Scalability should be evaluated in terms of transaction volume, warehouse count, channel complexity, and automation readiness. A cloud ERP that supports APIs, warehouse mobility, EDI, robotics integration, and embedded analytics creates a stronger long-term ROI profile than a system optimized only for current-state operations. CIOs and COOs should assess whether the platform can support future requirements such as micro-fulfillment, customer-specific compliance workflows, or AI-assisted planning.
For CFOs, the key question is whether ERP investment improves operating leverage. If order volume grows 20 percent while labor grows only 8 percent and error-related costs decline, the ERP is contributing to margin expansion. That is a more strategic measure of return than simple software cost recovery.

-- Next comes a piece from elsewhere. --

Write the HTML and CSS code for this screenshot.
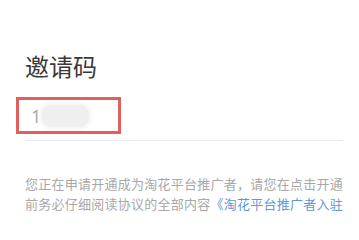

Executive recommendations for maximizing measurable ERP value
Start with a narrow set of high-confidence KPIs tied to warehouse throughput and order quality, then expand into broader supply chain metrics after stabilization. Prioritize process standardization before advanced automation, because AI and analytics perform best when transaction data is reliable and execution workflows are consistent.
Invest in role-based dashboards for warehouse managers, operations directors, and finance leaders so each group can see the same performance story from a different decision perspective. Align incentive structures with measurable outcomes such as perfect order rate, inventory accuracy, and labor productivity. Finally, treat post-go-live optimization as part of the ROI plan, not as an optional phase. Many of the highest-value gains in distribution ERP come after the initial deployment once data quality, user behavior, and workflow design mature.
When measured correctly, distribution ERP ROI is not abstract. It appears in faster receiving, cleaner inventory, fewer shipping errors, lower rework, stronger customer retention, and scalable fulfillment economics. Organizations that quantify these gains at the workflow level are better positioned to justify modernization, prioritize automation, and sustain operational improvement over time.